▶ **COLLECTED MATERIAL**
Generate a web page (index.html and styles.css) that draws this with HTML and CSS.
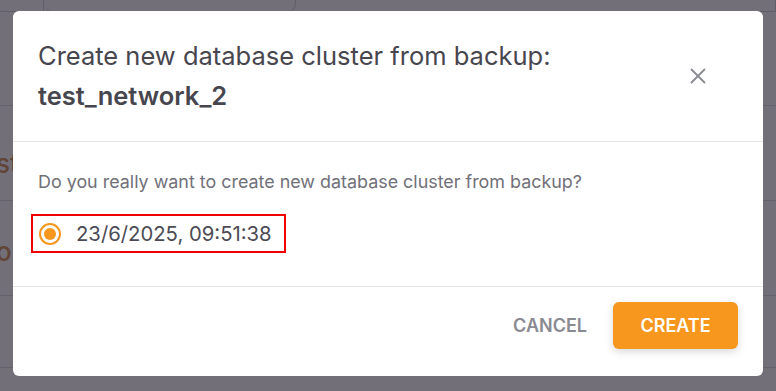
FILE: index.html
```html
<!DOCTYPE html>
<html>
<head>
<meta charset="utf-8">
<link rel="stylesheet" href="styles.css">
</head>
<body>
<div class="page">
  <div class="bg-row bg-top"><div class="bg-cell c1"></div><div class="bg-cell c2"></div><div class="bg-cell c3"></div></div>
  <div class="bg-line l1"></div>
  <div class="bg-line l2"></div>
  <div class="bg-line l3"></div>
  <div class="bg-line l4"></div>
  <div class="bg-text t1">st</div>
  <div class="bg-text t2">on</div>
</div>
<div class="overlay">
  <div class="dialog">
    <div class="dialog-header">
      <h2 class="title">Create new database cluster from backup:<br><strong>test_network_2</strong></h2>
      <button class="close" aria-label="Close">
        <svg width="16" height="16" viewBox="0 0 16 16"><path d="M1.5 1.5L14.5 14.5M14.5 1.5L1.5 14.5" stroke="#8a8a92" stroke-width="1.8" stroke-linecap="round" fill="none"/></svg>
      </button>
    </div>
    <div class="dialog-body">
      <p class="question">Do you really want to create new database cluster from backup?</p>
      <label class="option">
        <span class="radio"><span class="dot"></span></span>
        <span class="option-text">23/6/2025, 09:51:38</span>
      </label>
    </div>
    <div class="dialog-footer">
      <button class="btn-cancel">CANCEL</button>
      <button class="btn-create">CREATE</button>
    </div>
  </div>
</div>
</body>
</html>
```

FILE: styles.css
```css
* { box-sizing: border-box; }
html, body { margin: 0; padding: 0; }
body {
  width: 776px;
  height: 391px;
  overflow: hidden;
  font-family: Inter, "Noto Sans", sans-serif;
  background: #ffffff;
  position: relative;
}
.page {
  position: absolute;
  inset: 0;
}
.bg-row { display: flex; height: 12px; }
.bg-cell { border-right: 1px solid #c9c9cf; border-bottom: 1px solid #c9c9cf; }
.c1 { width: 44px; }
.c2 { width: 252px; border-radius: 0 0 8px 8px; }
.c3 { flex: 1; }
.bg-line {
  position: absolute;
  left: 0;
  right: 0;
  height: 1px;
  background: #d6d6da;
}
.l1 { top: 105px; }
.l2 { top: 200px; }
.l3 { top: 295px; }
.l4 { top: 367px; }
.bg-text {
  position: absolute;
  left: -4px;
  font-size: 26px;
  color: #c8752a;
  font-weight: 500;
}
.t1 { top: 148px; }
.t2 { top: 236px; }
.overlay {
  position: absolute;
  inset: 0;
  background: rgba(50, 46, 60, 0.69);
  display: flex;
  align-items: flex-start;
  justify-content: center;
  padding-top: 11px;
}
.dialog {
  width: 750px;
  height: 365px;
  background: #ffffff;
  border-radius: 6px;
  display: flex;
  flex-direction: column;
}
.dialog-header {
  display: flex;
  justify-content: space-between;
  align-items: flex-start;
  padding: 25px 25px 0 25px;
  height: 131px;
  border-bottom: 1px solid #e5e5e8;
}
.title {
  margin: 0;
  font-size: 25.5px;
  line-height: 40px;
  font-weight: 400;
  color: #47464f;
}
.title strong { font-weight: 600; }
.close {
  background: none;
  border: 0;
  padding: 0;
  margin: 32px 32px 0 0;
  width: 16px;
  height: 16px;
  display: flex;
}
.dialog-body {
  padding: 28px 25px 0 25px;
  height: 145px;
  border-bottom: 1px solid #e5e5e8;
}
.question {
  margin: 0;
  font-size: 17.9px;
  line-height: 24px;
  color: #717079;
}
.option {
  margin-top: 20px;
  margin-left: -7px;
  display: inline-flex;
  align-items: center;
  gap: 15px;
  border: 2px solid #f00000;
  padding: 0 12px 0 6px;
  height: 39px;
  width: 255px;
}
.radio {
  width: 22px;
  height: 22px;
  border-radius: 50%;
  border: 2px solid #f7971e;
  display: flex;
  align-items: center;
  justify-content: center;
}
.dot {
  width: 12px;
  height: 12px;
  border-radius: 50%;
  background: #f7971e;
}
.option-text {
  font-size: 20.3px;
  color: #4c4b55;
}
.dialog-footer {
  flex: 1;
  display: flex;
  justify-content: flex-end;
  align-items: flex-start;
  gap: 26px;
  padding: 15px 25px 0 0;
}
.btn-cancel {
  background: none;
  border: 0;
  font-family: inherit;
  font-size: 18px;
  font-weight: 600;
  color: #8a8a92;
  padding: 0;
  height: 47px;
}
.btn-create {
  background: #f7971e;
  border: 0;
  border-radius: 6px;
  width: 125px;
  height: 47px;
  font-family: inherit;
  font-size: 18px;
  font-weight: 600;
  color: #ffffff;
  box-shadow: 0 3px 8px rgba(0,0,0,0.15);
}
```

▶ **INSTRUCTIONS FOR THE TASK**
Output a faithful copy of the data, with each picture left out.

▶ **WORKED ANSWER**
Generate a web page (index.html and styles.css) that draws this with HTML and CSS.
FILE: index.html
```html
<!DOCTYPE html>
<html>
<head>
<meta charset="utf-8">
<link rel="stylesheet" href="styles.css">
</head>
<body>
<div class="page">
  <div class="bg-row bg-top"><div class="bg-cell c1"></div><div class="bg-cell c2"></div><div class="bg-cell c3"></div></div>
  <div class="bg-line l1"></div>
  <div class="bg-line l2"></div>
  <div class="bg-line l3"></div>
  <div class="bg-line l4"></div>
  <div class="bg-text t1">st</div>
  <div class="bg-text t2">on</div>
</div>
<div class="overlay">
  <div class="dialog">
    <div class="dialog-header">
      <h2 class="title">Create new database cluster from backup:<br><strong>test_network_2</strong></h2>
      <button class="close" aria-label="Close">
        <svg width="16" height="16" viewBox="0 0 16 16"><path d="M1.5 1.5L14.5 14.5M14.5 1.5L1.5 14.5" stroke="#8a8a92" stroke-width="1.8" stroke-linecap="round" fill="none"/></svg>
      </button>
    </div>
    <div class="dialog-body">
      <p class="question">Do you really want to create new database cluster from backup?</p>
      <label class="option">
        <span class="radio"><span class="dot"></span></span>
        <span class="option-text">23/6/2025, 09:51:38</span>
      </label>
    </div>
    <div class="dialog-footer">
      <button class="btn-cancel">CANCEL</button>
      <button class="btn-create">CREATE</button>
    </div>
  </div>
</div>
</body>
</html>
```

FILE: styles.css
```css
* { box-sizing: border-box; }
html, body { margin: 0; padding: 0; }
body {
  width: 776px;
  height: 391px;
  overflow: hidden;
  font-family: Inter, "Noto Sans", sans-serif;
  background: #ffffff;
  position: relative;
}
.page {
  position: absolute;
  inset: 0;
}
.bg-row { display: flex; height: 12px; }
.bg-cell { border-right: 1px solid #c9c9cf; border-bottom: 1px solid #c9c9cf; }
.c1 { width: 44px; }
.c2 { width: 252px; border-radius: 0 0 8px 8px; }
.c3 { flex: 1; }
.bg-line {
  position: absolute;
  left: 0;
  right: 0;
  height: 1px;
  background: #d6d6da;
}
.l1 { top: 105px; }
.l2 { top: 200px; }
.l3 { top: 295px; }
.l4 { top: 367px; }
.bg-text {
  position: absolute;
  left: -4px;
  font-size: 26px;
  color: #c8752a;
  font-weight: 500;
}
.t1 { top: 148px; }
.t2 { top: 236px; }
.overlay {
  position: absolute;
  inset: 0;
  background: rgba(50, 46, 60, 0.69);
  display: flex;
  align-items: flex-start;
  justify-content: center;
  padding-top: 11px;
}
.dialog {
  width: 750px;
  height: 365px;
  background: #ffffff;
  border-radius: 6px;
  display: flex;
  flex-direction: column;
}
.dialog-header {
  display: flex;
  justify-content: space-between;
  align-items: flex-start;
  padding: 25px 25px 0 25px;
  height: 131px;
  border-bottom: 1px solid #e5e5e8;
}
.title {
  margin: 0;
  font-size: 25.5px;
  line-height: 40px;
  font-weight: 400;
  color: #47464f;
}
.title strong { font-weight: 600; }
.close {
  background: none;
  border: 0;
  padding: 0;
  margin: 32px 32px 0 0;
  width: 16px;
  height: 16px;
  display: flex;
}
.dialog-body {
  padding: 28px 25px 0 25px;
  height: 145px;
  border-bottom: 1px solid #e5e5e8;
}
.question {
  margin: 0;
  font-size: 17.9px;
  line-height: 24px;
  color: #717079;
}
.option {
  margin-top: 20px;
  margin-left: -7px;
  display: inline-flex;
  align-items: center;
  gap: 15px;
  border: 2px solid #f00000;
  padding: 0 12px 0 6px;
  height: 39px;
  width: 255px;
}
.radio {
  width: 22px;
  height: 22px;
  border-radius: 50%;
  border: 2px solid #f7971e;
  display: flex;
  align-items: center;
  justify-content: center;
}
.dot {
  width: 12px;
  height: 12px;
  border-radius: 50%;
  background: #f7971e;
}
.option-text {
  font-size: 20.3px;
  color: #4c4b55;
}
.dialog-footer {
  flex: 1;
  display: flex;
  justify-content: flex-end;
  align-items: flex-start;
  gap: 26px;
  padding: 15px 25px 0 0;
}
.btn-cancel {
  background: none;
  border: 0;
  font-family: inherit;
  font-size: 18px;
  font-weight: 600;
  color: #8a8a92;
  padding: 0;
  height: 47px;
}
.btn-create {
  background: #f7971e;
  border: 0;
  border-radius: 6px;
  width: 125px;
  height: 47px;
  font-family: inherit;
  font-size: 18px;
  font-weight: 600;
  color: #ffffff;
  box-shadow: 0 3px 8px rgba(0,0,0,0.15);
}
```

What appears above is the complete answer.